What is needed – Repeat the material below exactly, with no pictures.

Data lines –
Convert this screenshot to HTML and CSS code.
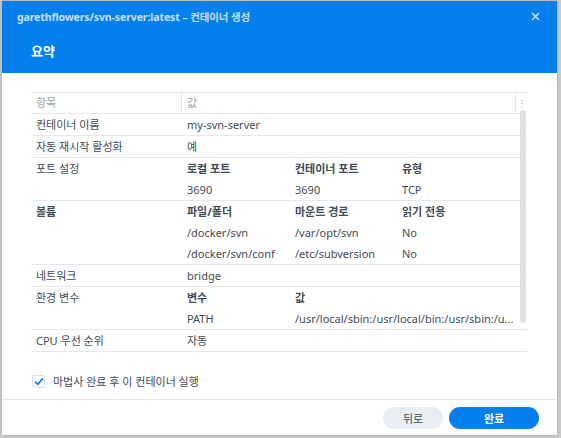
FILE: index.html
```html
<!DOCTYPE html>
<html lang="ko">
<head>
<meta charset="utf-8">
<link rel="stylesheet" href="styles.css">
</head>
<body>
<div class="dialog">
  <div class="header">
    <div class="titlebar">
      <span class="title">garethflowers/svn-server:latest – 컨테이너 생성</span>
      <svg class="close" width="9" height="9" viewBox="0 0 9 9"><path d="M1 1L8 8M8 1L1 8" stroke="#d6e8fb" stroke-width="1.4" fill="none"/></svg>
    </div>
    <div class="step">요약</div>
  </div>
  <div class="content">
    <div class="table">
      <div class="thead">
        <div class="th">항목</div>
        <div class="th th-val">값</div>
        <div class="th th-menu">⋮</div>
      </div>
      <div class="tbody">
        <div class="row"><div class="label">컨테이너 이름</div><div class="val">my-svn-server</div></div>
        <div class="row"><div class="label">자동 재시작 활성화</div><div class="val">예</div></div>
        <div class="row"><div class="label">포트 설정</div>
          <div class="val sub">
            <div class="b">로컬 포트</div><div class="b">컨테이너 포트</div><div class="b">유형</div>
            <div>3690</div><div>3690</div><div>TCP</div>
          </div>
        </div>
        <div class="row"><div class="label b">볼륨</div>
          <div class="val sub">
            <div class="b">파일/폴더</div><div class="b">마운트 경로</div><div class="b">읽기 전용</div>
            <div>/docker/svn</div><div>/var/opt/svn</div><div>No</div>
            <div>/docker/svn/conf</div><div>/etc/subversion</div><div>No</div>
          </div>
        </div>
        <div class="row"><div class="label">네트워크</div><div class="val">bridge</div></div>
        <div class="row"><div class="label">환경 변수</div>
          <div class="val sub env">
            <div class="b">변수</div><div class="b">값</div>
            <div>PATH</div><div class="clip">/usr/local/sbin:/usr/local/bin:/usr/sbin:/u...</div>
          </div>
        </div>
        <div class="row"><div class="label">CPU 우선 순위</div><div class="val">자동</div></div>
        <div class="scrollbar"></div>
      </div>
    </div>
    <label class="check">
      <span class="box"><svg width="10" height="9" viewBox="0 0 10 9"><path d="M1 4.6L3.8 7.3L9 1.3" stroke="#057feb" stroke-width="1.8" fill="none"/></svg></span>
      <span>마법사 완료 후 이 컨테이너 실행</span>
    </label>
  </div>
  <div class="footer">
    <button class="btn btn-back">뒤로</button>
    <button class="btn btn-done">완료</button>
  </div>
</div>
</body>
</html>
```

FILE: styles.css
```css
* { box-sizing: border-box; }
html, body { margin: 0; height: 100%; }
body {
  background: #c9c9c9;
  padding: 1px 4px 3px 2px;
  font-family: "Noto Sans", "Noto Sans CJK KR", sans-serif;
  font-size: 11px;
  color: #414b55;
}
.dialog {
  background: #fff;
  height: 434px;
  display: flex;
  flex-direction: column;
  box-shadow: 0 0 2px rgba(0,0,0,0.25);
}
.header {
  background: #057feb;
  height: 72px;
  padding: 7px 17px 0 15px;
}
.titlebar {
  display: flex;
  align-items: center;
  justify-content: space-between;
  height: 17px;
}
.title {
  color: #c6e0fa;
  font-weight: 700;
  font-size: 10.5px;
  letter-spacing: -0.1px;
}
.step {
  color: #fff;
  font-weight: 700;
  font-size: 13px;
  margin-top: 16px;
  padding-left: 14px;
}
.content {
  flex: 1;
  padding: 19px 30px 0 29px;
}
.table { width: 496px; }
.thead {
  display: grid;
  grid-template-columns: 150px 334px 12px;
  border-top: 1px solid #e3e8ee;
  border-bottom: 1px solid #e3e8ee;
  height: 22px;
}
.th {
  color: #9aa3ab;
  line-height: 20px;
  padding-left: 5px;
}
.th-val { border-left: 1px solid #e3e8ee; padding-left: 5px; }
.th-menu { border-left: 1px solid #e3e8ee; padding-left: 0; text-align: center; color: #b0b7bd; font-size: 10px; }
.tbody { position: relative; }
.row {
  display: grid;
  grid-template-columns: 150px 1fr;
  border-bottom: 1px solid #e3e8ee;
}
.label, .val > div, .val {
  line-height: 21px;
}
.label { padding-left: 5px; }
.val { padding-left: 6px; }
.sub {
  display: grid;
  grid-template-columns: 108px 107px 1fr;
}
.sub.env { grid-template-columns: 108px 1fr; }
.clip { white-space: nowrap; overflow: hidden; }
.b { font-weight: 700; }
.scrollbar {
  position: absolute;
  right: 1px;
  top: -4px;
  width: 6px;
  height: 213px;
  background: #e0e0e0;
  border-radius: 3px;
}
.check {
  display: flex;
  align-items: center;
  gap: 8px;
  margin-top: 21px;
  margin-left: 1px;
  font-size: 11px;
}
.box {
  width: 13px;
  height: 13px;
  border: 1px solid #d6dde5;
  border-radius: 2px;
  display: flex;
  align-items: center;
  justify-content: center;
}
.footer {
  border-top: 1px solid #e3e8ee;
  height: 36px;
  display: flex;
  justify-content: flex-end;
  align-items: center;
  gap: 6px;
  padding-right: 18px;
}
.btn {
  font-family: "Noto Sans", "Noto Sans CJK KR", sans-serif;
  font-size: 11px;
  border: none;
  border-radius: 11px;
  height: 22px;
  padding: 0;
}
.btn-back { width: 60px; background: #e8edf4; color: #414b55; }
.btn-done { width: 90px; background: #057feb; color: #fff; font-weight: 700; }
```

Reply –
Convert this screenshot to HTML and CSS code.
FILE: index.html
```html
<!DOCTYPE html>
<html lang="ko">
<head>
<meta charset="utf-8">
<link rel="stylesheet" href="styles.css">
</head>
<body>
<div class="dialog">
  <div class="header">
    <div class="titlebar">
      <span class="title">garethflowers/svn-server:latest – 컨테이너 생성</span>
      <svg class="close" width="9" height="9" viewBox="0 0 9 9"><path d="M1 1L8 8M8 1L1 8" stroke="#d6e8fb" stroke-width="1.4" fill="none"/></svg>
    </div>
    <div class="step">요약</div>
  </div>
  <div class="content">
    <div class="table">
      <div class="thead">
        <div class="th">항목</div>
        <div class="th th-val">값</div>
        <div class="th th-menu">⋮</div>
      </div>
      <div class="tbody">
        <div class="row"><div class="label">컨테이너 이름</div><div class="val">my-svn-server</div></div>
        <div class="row"><div class="label">자동 재시작 활성화</div><div class="val">예</div></div>
        <div class="row"><div class="label">포트 설정</div>
          <div class="val sub">
            <div class="b">로컬 포트</div><div class="b">컨테이너 포트</div><div class="b">유형</div>
            <div>3690</div><div>3690</div><div>TCP</div>
          </div>
        </div>
        <div class="row"><div class="label b">볼륨</div>
          <div class="val sub">
            <div class="b">파일/폴더</div><div class="b">마운트 경로</div><div class="b">읽기 전용</div>
            <div>/docker/svn</div><div>/var/opt/svn</div><div>No</div>
            <div>/docker/svn/conf</div><div>/etc/subversion</div><div>No</div>
          </div>
        </div>
        <div class="row"><div class="label">네트워크</div><div class="val">bridge</div></div>
        <div class="row"><div class="label">환경 변수</div>
          <div class="val sub env">
            <div class="b">변수</div><div class="b">값</div>
            <div>PATH</div><div class="clip">/usr/local/sbin:/usr/local/bin:/usr/sbin:/u...</div>
          </div>
        </div>
        <div class="row"><div class="label">CPU 우선 순위</div><div class="val">자동</div></div>
        <div class="scrollbar"></div>
      </div>
    </div>
    <label class="check">
      <span class="box"><svg width="10" height="9" viewBox="0 0 10 9"><path d="M1 4.6L3.8 7.3L9 1.3" stroke="#057feb" stroke-width="1.8" fill="none"/></svg></span>
      <span>마법사 완료 후 이 컨테이너 실행</span>
    </label>
  </div>
  <div class="footer">
    <button class="btn btn-back">뒤로</button>
    <button class="btn btn-done">완료</button>
  </div>
</div>
</body>
</html>
```

FILE: styles.css
```css
* { box-sizing: border-box; }
html, body { margin: 0; height: 100%; }
body {
  background: #c9c9c9;
  padding: 1px 4px 3px 2px;
  font-family: "Noto Sans", "Noto Sans CJK KR", sans-serif;
  font-size: 11px;
  color: #414b55;
}
.dialog {
  background: #fff;
  height: 434px;
  display: flex;
  flex-direction: column;
  box-shadow: 0 0 2px rgba(0,0,0,0.25);
}
.header {
  background: #057feb;
  height: 72px;
  padding: 7px 17px 0 15px;
}
.titlebar {
  display: flex;
  align-items: center;
  justify-content: space-between;
  height: 17px;
}
.title {
  color: #c6e0fa;
  font-weight: 700;
  font-size: 10.5px;
  letter-spacing: -0.1px;
}
.step {
  color: #fff;
  font-weight: 700;
  font-size: 13px;
  margin-top: 16px;
  padding-left: 14px;
}
.content {
  flex: 1;
  padding: 19px 30px 0 29px;
}
.table { width: 496px; }
.thead {
  display: grid;
  grid-template-columns: 150px 334px 12px;
  border-top: 1px solid #e3e8ee;
  border-bottom: 1px solid #e3e8ee;
  height: 22px;
}
.th {
  color: #9aa3ab;
  line-height: 20px;
  padding-left: 5px;
}
.th-val { border-left: 1px solid #e3e8ee; padding-left: 5px; }
.th-menu { border-left: 1px solid #e3e8ee; padding-left: 0; text-align: center; color: #b0b7bd; font-size: 10px; }
.tbody { position: relative; }
.row {
  display: grid;
  grid-template-columns: 150px 1fr;
  border-bottom: 1px solid #e3e8ee;
}
.label, .val > div, .val {
  line-height: 21px;
}
.label { padding-left: 5px; }
.val { padding-left: 6px; }
.sub {
  display: grid;
  grid-template-columns: 108px 107px 1fr;
}
.sub.env { grid-template-columns: 108px 1fr; }
.clip { white-space: nowrap; overflow: hidden; }
.b { font-weight: 700; }
.scrollbar {
  position: absolute;
  right: 1px;
  top: -4px;
  width: 6px;
  height: 213px;
  background: #e0e0e0;
  border-radius: 3px;
}
.check {
  display: flex;
  align-items: center;
  gap: 8px;
  margin-top: 21px;
  margin-left: 1px;
  font-size: 11px;
}
.box {
  width: 13px;
  height: 13px;
  border: 1px solid #d6dde5;
  border-radius: 2px;
  display: flex;
  align-items: center;
  justify-content: center;
}
.footer {
  border-top: 1px solid #e3e8ee;
  height: 36px;
  display: flex;
  justify-content: flex-end;
  align-items: center;
  gap: 6px;
  padding-right: 18px;
}
.btn {
  font-family: "Noto Sans", "Noto Sans CJK KR", sans-serif;
  font-size: 11px;
  border: none;
  border-radius: 11px;
  height: 22px;
  padding: 0;
}
.btn-back { width: 60px; background: #e8edf4; color: #414b55; }
.btn-done { width: 90px; background: #057feb; color: #fff; font-weight: 700; }
```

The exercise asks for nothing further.